#### COLLECTED MATERIAL:
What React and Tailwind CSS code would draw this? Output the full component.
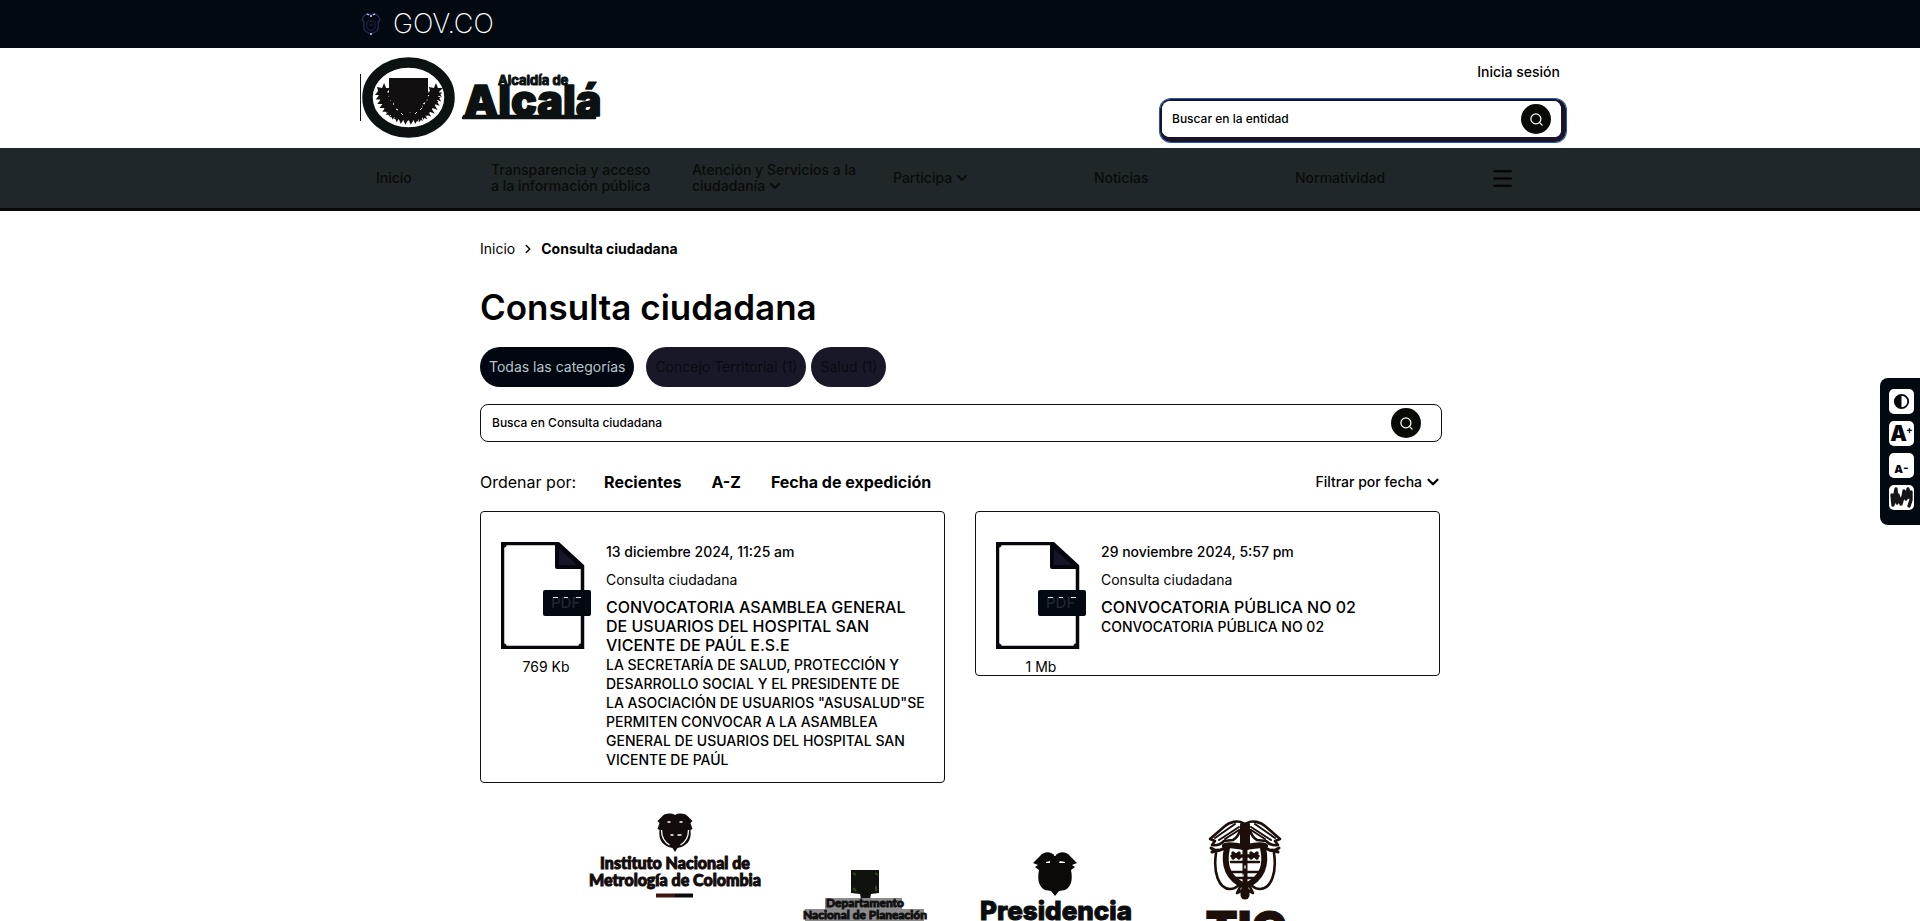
import React from "react";
import { Search, ChevronDown, ChevronRight, Menu } from "lucide-react";

const navItems = [
  { lines: ["Transparencia y acceso", "a la información pública"], menu: false },
  { lines: ["Atención y Servicios a la", "ciudadanía"], menu: true },
  { lines: ["Participa"], menu: true },
  { lines: ["Noticias"], menu: false },
  { lines: ["Normatividad"], menu: false },
];

const documents = [
  {
    date: "13 diciembre 2024, 11:25 am",
    size: "769 Kb",
    title: ["CONVOCATORIA ASAMBLEA GENERAL", "DE USUARIOS DEL HOSPITAL SAN", "VICENTE DE PAÚL E.S.E"],
    text: [
      "LA SECRETARÍA DE SALUD, PROTECCIÓN Y",
      "DESARROLLO SOCIAL Y EL PRESIDENTE DE",
      "LA ASOCIACIÓN DE USUARIOS \"ASUSALUD\"SE",
      "PERMITEN CONVOCAR A LA ASAMBLEA",
      "GENERAL DE USUARIOS DEL HOSPITAL SAN",
      "VICENTE DE PAÚL",
    ],
  },
  {
    date: "29 noviembre 2024, 5:57 pm",
    size: "1 Mb",
    title: ["CONVOCATORIA PÚBLICA NO 02"],
    text: ["CONVOCATORIA PÚBLICA NO 02"],
  },
];

function Lines({ items }) {
  return items.map((line) => (
    <span key={line} className="block whitespace-nowrap">
      {line}
    </span>
  ));
}

function CityLogo() {
  const leaves = [];
  for (let i = 0; i < 9; i++) {
    const a = (Math.PI * (4 + i * 10)) / 180;
    const x = 26 * Math.cos(a);
    const y = 27 * Math.sin(a) - 2;
    leaves.push([49 + x, 37 + y], [49 - x, 37 + y]);
  }
  return (
    <svg className="h-[88px] w-[250px]" viewBox="0 0 250 88" role="img" aria-label="Alcaldía de Alcalá">
      <path d="M.5 20v47" stroke="#10141a" strokeWidth="1" />
      <ellipse cx="48.500" cy="43.500" rx="41" ry="35" fill="#fff" stroke="#0c1112" strokeWidth="10.500" />
      <g fill="#120f10">
        {leaves.map(([x, y], i) => (
          <path key={i} transform={`translate(${x} ${y})`} d="M-6-4l5 1 2-5 2 5 5 0-4 4 3 5-5-2-3 5-2-5-5 0 3-4z" />
        ))}
        <path d="M29 24h39v17c0 8-8 11-19.500 15C37 52 29 49 29 41z" />
        <path d="M35 48h27v10H35z" />
      </g>
      <path d="M41 59l2 2M55 60l2-2M36 55l2 1M60 56l2-2" stroke="#fff" strokeWidth="1" />
      <path d="M104 62h131v2H103z" fill="#0c1112" stroke="#0c1112" strokeWidth="2.500" strokeLinejoin="round" />
      <g fill="#0c1112" stroke="#0c1112" strokeLinejoin="round" fontFamily="Inter, sans-serif">
        <text x="104" y="62" fontSize="43" fontWeight="900" strokeWidth="1.500">Alcalá</text>
        <text x="138" y="31" fontSize="13" fontWeight="700" strokeWidth="1">Alcaldía de</text>
      </g>
    </svg>
  );
}

function PdfIcon() {
  return (
    <svg className="h-[107px] w-[90px]" viewBox="0 0 90 107" aria-hidden="true">
      <path d="M1.500 1.500H57L81.500 24v81.500h-80z" fill="#fff" stroke="#05070d" strokeWidth="3.500" />
      <path d="M3 5l2-2M3 102l2 2M78 104l2-2" stroke="#05070d" strokeWidth="2" />
      <path d="M56 2l25 23H56z" fill="#15152a" stroke="#05070d" strokeWidth="4" strokeLinejoin="round" />
      <rect x="42" y="48" width="48" height="26" rx="2" fill="#020911" />
      <text x="50" y="66" fill="#20262d" fontFamily="Inter, sans-serif" fontSize="15" fontWeight="500">PDF</text>
      <path d="M52 55.500h5M63 55.500h4M75 55.500h5" stroke="#dfe3e6" strokeWidth="1" />
    </svg>
  );
}

function InstituteLogo() {
  return (
    <svg className="w-full" viewBox="0 0 190 140" role="img" aria-label="Instituto Nacional de Metrología de Colombia">
      <g transform="translate(77.500 13)" fill="#130c0d">
        <path d="M17.500 2C14 0 8 0 5 3L0 8l2 2-2 6 2 1c-1 9 2 14 9 17l4 1 2.500 4 2.500-4 4-1c7-3 10-8 9-17l2-1-2-6 2-2-5-5c-3-3-9-3-12.500-1z" />
        <path d="M4 17c0 7 3 12 8 15M31 17c0 7-3 12-8 15" fill="none" stroke="#fff" strokeWidth="1.300" />
        <path d="M10 9h3M22 9h3M13 22h3M20 22h4" stroke="#fff" strokeWidth="1.600" />
      </g>
      <g fill="#130c0d" stroke="#130c0d" strokeWidth="1" fontFamily="Lato, sans-serif" fontWeight="900" fontSize="16" textAnchor="middle">
        <text x="95" y="69">Instituto Nacional de</text>
        <text x="95" y="86">Metrología de Colombia</text>
      </g>
      <path d="M76 95.500h19" stroke="#3c1712" strokeWidth="4" />
      <path d="M95 95.500h18" stroke="#0a0a0c" strokeWidth="4" />
    </svg>
  );
}

function PlanningLogo() {
  return (
    <svg className="w-full" viewBox="0 0 190 140" role="img" aria-label="Departamento Nacional de Planeación">
      <path d="M81 70h28v23l-8 1-1 5h-9l-1-5-9-1z" fill="#10130d" />
      <path d="M83 73l3 2M105 73l3 2M106 86v5M83 88l3 3" stroke="#2f4a1e" strokeWidth="2" />
      <path d="M55 98h77v11h22v15H35v-15h20z" fill="#8b8b8b" />
      <g fill="#111" stroke="#111" strokeWidth="1" fontFamily="Lato, sans-serif" fontWeight="700" fontSize="12" textAnchor="middle">
        <text x="95" y="107">Departamento</text>
        <text x="95" y="119">Nacional de Planeación</text>
      </g>
    </svg>
  );
}

function PresidencyLogo() {
  return (
    <svg className="w-full" viewBox="0 0 190 140" role="img" aria-label="Presidencia">
      <g transform="translate(73 51)" fill="#0c0a09">
        <path d="M22 5C18 0 11 0 7 5L0 12l5 2-3 2 4 3c-2 10 0 17 6 20l6 1 4 5 4-5 6-1c6-3 8-10 6-20l4-3-3-2 5-2-7-7c-4-5-11-5-15 0z" />
        <path d="M13 11l4-1v2h-4zM26 12l1-2 5 1v1z" fill="#fff" />
        <path d="M22 1v4" stroke="#fff" strokeWidth="1.200" />
      </g>
      <text x="96" y="120" fill="#0a0c0e" stroke="#0a0c0e" strokeWidth="1" fontFamily="Inter, sans-serif" fontWeight="800" fontSize="26" textAnchor="middle">
        Presidencia
      </text>
    </svg>
  );
}

function TicLogo() {
  return (
    <svg className="w-full" viewBox="0 0 190 140" role="img" aria-label="TIC">
      <g transform="translate(59 21)" fill="none" stroke="#1c0f0a" strokeWidth="2.600" strokeLinecap="round" strokeLinejoin="round">
        <path d="M34 2C29-1 20 1 16 5L1 18l5 2-3 4c5 1 9-1 12-4l9-1c4-2 6-6 7-10" />
        <path d="M38 2c5-3 14-1 18 3l15 13-5 2 3 4c-5 1-9-1-12-4l-9-1c-4-2-6-6-7-10" />
        <path d="M6 17L26 3M10 19L30 6M16 18l14-9M66 17L46 3M62 19L42 6M56 18L42 9" strokeWidth="2" />
        <path d="M34 4v22h4V4" fill="#1c0f0a" strokeWidth="6" />
        <path d="M16 25c8-3 12 2 20 0 8 2 12-3 20 0" strokeWidth="6" />
        <path d="M2 27c7 5 9 2 14 0M70 27c-7 5-9 2-14 0M3 31l6-2M69 31l-6-2" strokeWidth="3" />
        <path d="M18 27c-4 17 1 31 18 38 17-7 22-21 18-38" strokeWidth="6" />
        <path d="M7 32c-3 20 3 36 14 36 7 0 7-4 11-5M65 32c3 20-3 36-14 36-7 0-7-4-11-5" />
        <path d="M22 41h28M22 51h28M27 57h18" strokeWidth="2.600" />
        <path d="M24 32l6 5M30 32l-6 5M42 32l6 5M48 32l-6 5M23 35h26" strokeWidth="3.500" />
        <path d="M36 29v34" strokeWidth="5" />
        <path d="M36 45v2M34 54v1" stroke="#e8ddd0" strokeWidth="1.500" />
        <path d="M31 66l-3 6 6-3M41 66l3 6-6-3" />
        <path d="M36 70v4" strokeWidth="9" />
      </g>
      <text x="96" y="145" fill="#1c0f0a" stroke="#1c0f0a" strokeWidth="1" fontFamily="Inter, sans-serif" fontWeight="900" fontSize="47" textAnchor="middle">
        TIC
      </text>
    </svg>
  );
}

function SearchButton({ label }) {
  return (
    <button type="submit" aria-label={label} className="flex size-[30px] shrink-0 items-center justify-center rounded-full bg-[#070a05] text-white">
      <Search size={15} strokeWidth={2} />
    </button>
  );
}

function AccessTools() {
  const tool = "flex size-[25px] items-center justify-center rounded-[5px] bg-white text-[#05070d]";
  return (
    <aside className="fixed top-[378px] right-0 flex w-10 flex-col gap-[7px] rounded-l-lg bg-[#020911] pt-[11px] pb-[15px] pl-[9px]">
      <button className={tool} aria-label="Contraste">
        <svg className="size-[17px]" viewBox="0 0 17 17">
          <circle cx="8.500" cy="8.500" r="6.700" fill="none" stroke="currentColor" strokeWidth="1.800" />
          <path d="M8.500 2a6.500 6.500 0 0 0 0 13z" fill="currentColor" />
        </svg>
      </button>
      <button className={tool} aria-label="Aumentar letra">
        <span className="text-[21px] leading-6 font-black">A</span>
        <span className="-ml-px self-start text-[10px] leading-4 font-bold">+</span>
      </button>
      <button className={tool} aria-label="Reducir letra">
        <span className="pt-1.5 text-[11px] leading-4 font-black">A</span>
        <span className="pt-1 text-xs leading-4 font-bold">-</span>
      </button>
      <button className={tool} aria-label="Lengua de señas">
        <svg className="size-[25px]" viewBox="0 0 25 25" fill="none" stroke="#16161a" strokeWidth="3.400" strokeLinecap="round" strokeLinejoin="round">
          <path d="M3 10l1 10 3-16 1 14 1-8 3 9 2-7 1-6 2 8 2-10 1 6 2-3 0 8-2 6" />
          <path d="M4 13h6M14 12h7M16 8h5" />
        </svg>
      </button>
    </aside>
  );
}

export default function App() {
  const pill = "h-10 rounded-[20px] px-[9px] text-sm leading-5";
  return (
    <div className="h-screen overflow-hidden bg-white font-['Inter',sans-serif] text-sm leading-5 text-black">
      <div className="h-12 bg-[#020911]">
        <a href="#gov" className="mx-auto flex h-full w-full max-w-[1200px] items-center text-white">
          <svg className="ml-px h-6 w-5" viewBox="0 0 20 24" fill="none" stroke="#29295a" strokeWidth="1.300" aria-hidden="true">
            <path d="M10 3C6 0 2 3 1 8l2 2c-1 6 0 9 3 10l4 2 4-2c3-1 4-4 3-10l2-2c-1-5-5-8-9-5z" />
            <path d="M6 9v6c0 2 2 3 4 4 2-1 4-2 4-4V9M7 9h6M8 13h4" stroke="#1d1d3c" />
            <path d="M6 2l2 1M12 3l2-1M9 4h2M9 22h2" stroke="#d8d8f0" />
          </svg>
          <span className="ml-3 text-[27px] leading-8 font-extralight">GOV.CO</span>
        </a>
      </div>

      <header className="mx-auto flex h-[100px] w-full max-w-[1200px] justify-between">
        <a href="#inicio" className="pt-1.5">
          <CityLogo />
        </a>
        <div className="flex flex-col items-end pt-3.5">
          <a href="#sesion" className="font-medium">Inicia sesión</a>
          <form className="-mr-1.5 mt-[17px] flex w-[406px] rounded-[11px] border-2 border-r-[5px] border-b-[5px] border-[#191528] ring-1 ring-[#1d56bd]">
            <div className="flex h-9 w-full items-center rounded-lg bg-white px-2.5">
              <input aria-label="Buscar en la entidad" placeholder="Buscar en la entidad" className="min-w-0 flex-1 text-xs font-medium outline-none placeholder:text-black" />
              <SearchButton label="Buscar" />
            </div>
          </form>
        </div>
      </header>

      <nav className="border-b-[3px] border-[#070807] bg-[#20272a] leading-4 font-medium text-[#080c08]">
        <div className="mx-auto flex h-[60px] w-full max-w-[1200px] items-center pl-4">
          <a href="#inicio" className="w-[115px]">Inicio</a>
          {navItems.map(({ lines, menu }) => (
            <a key={lines[0]} href="#menu" className="w-[201px] whitespace-nowrap">
              {lines.map((line, i) => (
                <span key={line} className="flex items-center gap-0.5">
                  {line}
                  {menu && i === lines.length - 1 && <ChevronDown size={16} strokeWidth={3} />}
                </span>
              ))}
            </a>
          ))}
          <button aria-label="Menú" className="-ml-1.5">
            <Menu size={25} strokeWidth={2} className="text-black" />
          </button>
        </div>
      </nav>

      <main className="mx-auto w-full max-w-[960px] pt-7">
        <div className="flex items-center">
          <a href="#inicio">Inicio</a>
          <ChevronRight size={14} strokeWidth={2.5} className="mx-1.5" />
          <span className="font-bold">Consulta ciudadana</span>
        </div>

        <h1 className="mt-7 text-[35px] leading-10 font-semibold">Consulta ciudadana</h1>

        <div className="mt-5 flex">
          <button className={`${pill} mr-3 bg-[#000710] text-[#b9c3ca]`}>Todas las categorías</button>
          <button className={`${pill} mr-[5px] bg-[#181828] text-[#0a0a12]`}>Concejo Territorial (1)</button>
          <button className={`${pill} bg-[#181828] text-[#0a0a12]`}>Salud (1)</button>
        </div>

        <form className="mt-[17px] -mr-0.5 flex h-[38px] items-center rounded-lg border border-[#101014] pr-5 pl-[11px]">
          <input aria-label="Busca en Consulta ciudadana" placeholder="Busca en Consulta ciudadana" className="min-w-0 flex-1 text-xs font-medium outline-none placeholder:text-black" />
          <SearchButton label="Buscar en Consulta ciudadana" />
        </form>

        <div className="mt-[30px] flex items-center text-base leading-5">
          <span>Ordenar por:</span>
          <button className="ml-7 font-bold">Recientes</button>
          <button className="ml-[30px] font-bold">A-Z</button>
          <button className="ml-[30px] font-bold">Fecha de expedición</button>
          <button className="-mr-0.5 ml-auto flex items-center gap-0.5 text-sm font-medium">
            Filtrar por fecha
            <ChevronDown size={18} strokeWidth={3} />
          </button>
        </div>

        <div className="mt-[19px] grid grid-cols-2 items-start gap-[30px]">
          {documents.map((doc) => (
            <a key={doc.date} href="#documento" className="flex gap-[15px] rounded-[4px] border border-[#101014] pt-[30px] pl-5">
              <div className="flex flex-col items-center gap-2.5">
                <PdfIcon />
                <span className="leading-4">{doc.size}</span>
              </div>
              <div className="pb-[13px]">
                <p className="font-medium">{doc.date}</p>
                <p className="mt-2">Consulta ciudadana</p>
                <h2 className="mt-2 text-base leading-[19px] font-medium">
                  <Lines items={doc.title} />
                </h2>
                <p className="leading-[19px] font-medium">
                  <Lines items={doc.text} />
                </p>
              </div>
            </a>
          ))}
        </div>
      </main>

      <footer className="mx-auto mt-[17px] grid max-w-[760px] grid-cols-4">
        <InstituteLogo />
        <PlanningLogo />
        <PresidencyLogo />
        <TicLogo />
      </footer>

      <AccessTools />
    </div>
  );
}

#### TO BE DONE:
With all pictures left out, please transcribe exactly the lines from the start of the material through the line with "ChevronDown, ChevronRight, Menu".

#### SOLUTION TO THE PROBLEM:
What React and Tailwind CSS code would draw this? Output the full component.
import React from "react";
import { Search, ChevronDown, ChevronRight, Menu } from "lucide-react";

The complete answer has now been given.